### [TASK]
Your task is to transcribe, without alteration, the lines from the top of the material below through the line bearing "import React from", inclusive.

### [Front-end source files]
## Begin

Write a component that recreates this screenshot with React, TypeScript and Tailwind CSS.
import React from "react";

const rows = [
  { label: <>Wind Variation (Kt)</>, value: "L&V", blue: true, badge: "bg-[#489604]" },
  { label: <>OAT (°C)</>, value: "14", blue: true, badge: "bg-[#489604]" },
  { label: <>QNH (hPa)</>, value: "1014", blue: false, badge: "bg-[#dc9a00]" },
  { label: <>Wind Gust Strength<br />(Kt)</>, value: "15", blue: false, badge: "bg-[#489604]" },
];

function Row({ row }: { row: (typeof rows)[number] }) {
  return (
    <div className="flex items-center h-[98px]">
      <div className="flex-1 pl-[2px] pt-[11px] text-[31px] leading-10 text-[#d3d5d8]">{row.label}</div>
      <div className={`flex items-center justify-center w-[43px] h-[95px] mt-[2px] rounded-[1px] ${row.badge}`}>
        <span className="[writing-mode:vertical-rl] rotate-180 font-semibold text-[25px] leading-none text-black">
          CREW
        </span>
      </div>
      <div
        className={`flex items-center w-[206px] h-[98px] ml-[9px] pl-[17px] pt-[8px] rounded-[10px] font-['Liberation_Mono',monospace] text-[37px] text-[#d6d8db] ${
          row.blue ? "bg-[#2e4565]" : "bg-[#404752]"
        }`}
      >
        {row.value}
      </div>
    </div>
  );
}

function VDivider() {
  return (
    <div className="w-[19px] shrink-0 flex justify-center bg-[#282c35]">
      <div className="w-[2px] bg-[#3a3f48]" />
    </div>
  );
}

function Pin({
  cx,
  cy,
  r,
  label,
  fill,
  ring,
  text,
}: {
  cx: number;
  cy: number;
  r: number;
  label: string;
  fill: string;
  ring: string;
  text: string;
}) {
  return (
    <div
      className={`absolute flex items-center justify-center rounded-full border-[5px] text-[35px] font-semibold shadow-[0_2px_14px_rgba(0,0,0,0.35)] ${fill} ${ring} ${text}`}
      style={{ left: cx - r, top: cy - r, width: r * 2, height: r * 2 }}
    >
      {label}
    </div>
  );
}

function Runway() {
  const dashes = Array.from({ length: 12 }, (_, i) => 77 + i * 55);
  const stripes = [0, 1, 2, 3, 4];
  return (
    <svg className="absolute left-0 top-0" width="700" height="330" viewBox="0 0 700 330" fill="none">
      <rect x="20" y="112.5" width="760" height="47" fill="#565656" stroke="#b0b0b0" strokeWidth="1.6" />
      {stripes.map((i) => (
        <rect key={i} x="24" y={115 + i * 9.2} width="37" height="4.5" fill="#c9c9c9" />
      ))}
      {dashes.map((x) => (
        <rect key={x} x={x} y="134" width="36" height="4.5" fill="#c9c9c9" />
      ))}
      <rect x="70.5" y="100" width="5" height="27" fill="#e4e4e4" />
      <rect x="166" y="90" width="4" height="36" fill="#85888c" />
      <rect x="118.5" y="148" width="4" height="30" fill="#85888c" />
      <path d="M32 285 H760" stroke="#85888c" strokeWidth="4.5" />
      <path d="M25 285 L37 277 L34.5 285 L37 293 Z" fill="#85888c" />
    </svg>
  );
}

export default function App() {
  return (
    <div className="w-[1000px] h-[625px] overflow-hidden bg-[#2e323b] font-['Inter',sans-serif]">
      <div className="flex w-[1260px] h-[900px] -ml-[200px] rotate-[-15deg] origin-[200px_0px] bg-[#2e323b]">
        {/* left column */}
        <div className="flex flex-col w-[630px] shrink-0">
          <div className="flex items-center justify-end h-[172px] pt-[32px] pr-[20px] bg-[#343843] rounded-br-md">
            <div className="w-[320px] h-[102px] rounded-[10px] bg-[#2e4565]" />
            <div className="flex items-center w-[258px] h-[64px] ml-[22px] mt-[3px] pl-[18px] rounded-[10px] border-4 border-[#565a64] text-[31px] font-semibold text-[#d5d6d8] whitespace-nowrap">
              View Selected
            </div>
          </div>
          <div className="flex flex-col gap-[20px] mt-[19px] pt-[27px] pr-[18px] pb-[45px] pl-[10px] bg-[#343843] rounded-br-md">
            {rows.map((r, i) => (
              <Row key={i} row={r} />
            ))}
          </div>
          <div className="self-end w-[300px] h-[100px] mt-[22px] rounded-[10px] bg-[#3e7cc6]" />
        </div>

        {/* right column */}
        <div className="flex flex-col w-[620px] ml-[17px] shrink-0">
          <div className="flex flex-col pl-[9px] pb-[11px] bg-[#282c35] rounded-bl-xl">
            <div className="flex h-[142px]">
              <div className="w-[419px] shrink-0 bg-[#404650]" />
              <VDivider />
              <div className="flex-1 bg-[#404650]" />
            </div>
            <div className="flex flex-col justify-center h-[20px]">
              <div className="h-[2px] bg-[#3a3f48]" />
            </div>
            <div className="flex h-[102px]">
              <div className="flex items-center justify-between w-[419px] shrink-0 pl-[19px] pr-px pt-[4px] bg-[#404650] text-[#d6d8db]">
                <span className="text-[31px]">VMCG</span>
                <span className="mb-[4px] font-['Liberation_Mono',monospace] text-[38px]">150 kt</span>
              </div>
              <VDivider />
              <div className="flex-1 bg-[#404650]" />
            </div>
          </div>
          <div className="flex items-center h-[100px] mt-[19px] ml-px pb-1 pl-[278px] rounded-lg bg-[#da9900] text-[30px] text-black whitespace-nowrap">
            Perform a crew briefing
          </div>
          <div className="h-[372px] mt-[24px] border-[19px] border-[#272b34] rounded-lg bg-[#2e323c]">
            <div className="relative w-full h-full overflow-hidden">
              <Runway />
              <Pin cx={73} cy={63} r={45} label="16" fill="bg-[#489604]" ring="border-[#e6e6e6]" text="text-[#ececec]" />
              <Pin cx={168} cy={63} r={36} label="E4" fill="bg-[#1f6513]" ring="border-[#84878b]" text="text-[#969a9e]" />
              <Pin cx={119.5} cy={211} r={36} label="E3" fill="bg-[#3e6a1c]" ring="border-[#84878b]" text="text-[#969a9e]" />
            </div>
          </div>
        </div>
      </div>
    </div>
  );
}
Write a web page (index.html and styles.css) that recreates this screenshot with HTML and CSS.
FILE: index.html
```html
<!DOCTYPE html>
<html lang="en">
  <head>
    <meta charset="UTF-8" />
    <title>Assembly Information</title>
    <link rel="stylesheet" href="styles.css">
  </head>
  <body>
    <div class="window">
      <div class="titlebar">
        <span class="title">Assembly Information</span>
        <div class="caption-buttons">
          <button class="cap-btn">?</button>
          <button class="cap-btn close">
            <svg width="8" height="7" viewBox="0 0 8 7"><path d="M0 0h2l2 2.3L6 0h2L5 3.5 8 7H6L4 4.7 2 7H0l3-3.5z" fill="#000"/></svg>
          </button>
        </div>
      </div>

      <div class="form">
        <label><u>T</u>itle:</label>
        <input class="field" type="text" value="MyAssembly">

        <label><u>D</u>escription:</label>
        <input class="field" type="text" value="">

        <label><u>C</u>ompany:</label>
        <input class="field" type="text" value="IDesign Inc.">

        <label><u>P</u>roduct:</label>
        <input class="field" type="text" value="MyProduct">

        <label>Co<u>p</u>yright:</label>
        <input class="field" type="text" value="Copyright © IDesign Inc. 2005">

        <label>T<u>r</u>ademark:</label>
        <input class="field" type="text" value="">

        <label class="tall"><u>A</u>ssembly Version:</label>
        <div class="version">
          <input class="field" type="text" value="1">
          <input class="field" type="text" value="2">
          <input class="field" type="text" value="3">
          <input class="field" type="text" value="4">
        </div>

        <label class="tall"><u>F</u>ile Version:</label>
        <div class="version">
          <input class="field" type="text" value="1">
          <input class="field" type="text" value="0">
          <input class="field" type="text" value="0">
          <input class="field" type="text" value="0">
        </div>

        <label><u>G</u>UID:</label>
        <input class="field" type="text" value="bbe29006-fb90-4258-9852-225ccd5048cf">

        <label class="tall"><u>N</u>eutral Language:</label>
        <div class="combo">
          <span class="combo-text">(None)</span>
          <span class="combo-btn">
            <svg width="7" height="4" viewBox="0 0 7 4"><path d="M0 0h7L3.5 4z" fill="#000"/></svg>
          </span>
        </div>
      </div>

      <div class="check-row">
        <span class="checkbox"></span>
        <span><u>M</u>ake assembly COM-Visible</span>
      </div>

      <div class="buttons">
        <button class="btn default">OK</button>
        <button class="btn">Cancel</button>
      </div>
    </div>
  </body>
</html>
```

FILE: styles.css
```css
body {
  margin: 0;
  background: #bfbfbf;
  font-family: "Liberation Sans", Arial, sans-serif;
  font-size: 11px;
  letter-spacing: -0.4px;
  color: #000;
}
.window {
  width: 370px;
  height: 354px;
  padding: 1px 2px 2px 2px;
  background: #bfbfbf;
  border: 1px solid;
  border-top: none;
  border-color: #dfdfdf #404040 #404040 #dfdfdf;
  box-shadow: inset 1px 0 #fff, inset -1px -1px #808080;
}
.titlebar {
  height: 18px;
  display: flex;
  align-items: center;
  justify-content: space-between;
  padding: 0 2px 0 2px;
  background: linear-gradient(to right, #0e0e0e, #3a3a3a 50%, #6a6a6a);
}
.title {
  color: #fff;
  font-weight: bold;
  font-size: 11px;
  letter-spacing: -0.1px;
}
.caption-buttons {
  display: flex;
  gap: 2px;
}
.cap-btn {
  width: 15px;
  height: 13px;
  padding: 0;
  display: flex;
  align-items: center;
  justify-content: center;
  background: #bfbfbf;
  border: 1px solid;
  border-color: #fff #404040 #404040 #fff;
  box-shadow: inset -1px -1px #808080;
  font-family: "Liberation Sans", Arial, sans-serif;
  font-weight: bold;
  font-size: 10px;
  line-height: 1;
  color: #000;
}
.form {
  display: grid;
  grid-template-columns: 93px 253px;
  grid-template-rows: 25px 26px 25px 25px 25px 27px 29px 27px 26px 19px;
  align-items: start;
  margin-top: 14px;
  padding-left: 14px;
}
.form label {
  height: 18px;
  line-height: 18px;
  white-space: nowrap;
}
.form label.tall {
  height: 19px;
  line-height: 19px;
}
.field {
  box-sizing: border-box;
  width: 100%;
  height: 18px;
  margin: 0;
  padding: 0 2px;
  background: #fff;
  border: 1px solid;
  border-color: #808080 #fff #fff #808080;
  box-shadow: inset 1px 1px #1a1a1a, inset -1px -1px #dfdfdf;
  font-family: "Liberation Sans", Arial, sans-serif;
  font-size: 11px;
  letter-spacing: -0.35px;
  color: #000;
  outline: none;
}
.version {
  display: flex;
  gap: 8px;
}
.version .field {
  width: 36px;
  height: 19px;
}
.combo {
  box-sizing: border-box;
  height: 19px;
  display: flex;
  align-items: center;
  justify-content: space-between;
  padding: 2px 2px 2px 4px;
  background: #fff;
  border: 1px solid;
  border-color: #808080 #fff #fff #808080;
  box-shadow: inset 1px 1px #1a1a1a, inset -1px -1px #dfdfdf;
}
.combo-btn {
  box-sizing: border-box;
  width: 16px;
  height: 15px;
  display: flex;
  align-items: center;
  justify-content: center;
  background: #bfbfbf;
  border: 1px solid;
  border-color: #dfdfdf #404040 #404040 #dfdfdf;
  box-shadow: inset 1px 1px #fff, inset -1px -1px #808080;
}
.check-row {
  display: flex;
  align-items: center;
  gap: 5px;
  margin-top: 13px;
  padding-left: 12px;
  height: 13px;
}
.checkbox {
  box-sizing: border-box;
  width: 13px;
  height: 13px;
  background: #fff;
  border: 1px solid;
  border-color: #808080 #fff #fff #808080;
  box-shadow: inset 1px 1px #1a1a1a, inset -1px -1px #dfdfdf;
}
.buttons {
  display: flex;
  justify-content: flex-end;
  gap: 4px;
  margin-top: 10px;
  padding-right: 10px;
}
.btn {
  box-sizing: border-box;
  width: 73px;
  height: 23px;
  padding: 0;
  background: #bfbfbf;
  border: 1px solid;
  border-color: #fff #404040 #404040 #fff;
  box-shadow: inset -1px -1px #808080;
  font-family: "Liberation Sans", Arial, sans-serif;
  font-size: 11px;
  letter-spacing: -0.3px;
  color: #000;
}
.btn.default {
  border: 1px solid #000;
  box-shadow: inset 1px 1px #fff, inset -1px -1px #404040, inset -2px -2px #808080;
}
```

## End

### [OUTPUT OF THE TASK]
Write a component that recreates this screenshot with React, TypeScript and Tailwind CSS.
import React from "react";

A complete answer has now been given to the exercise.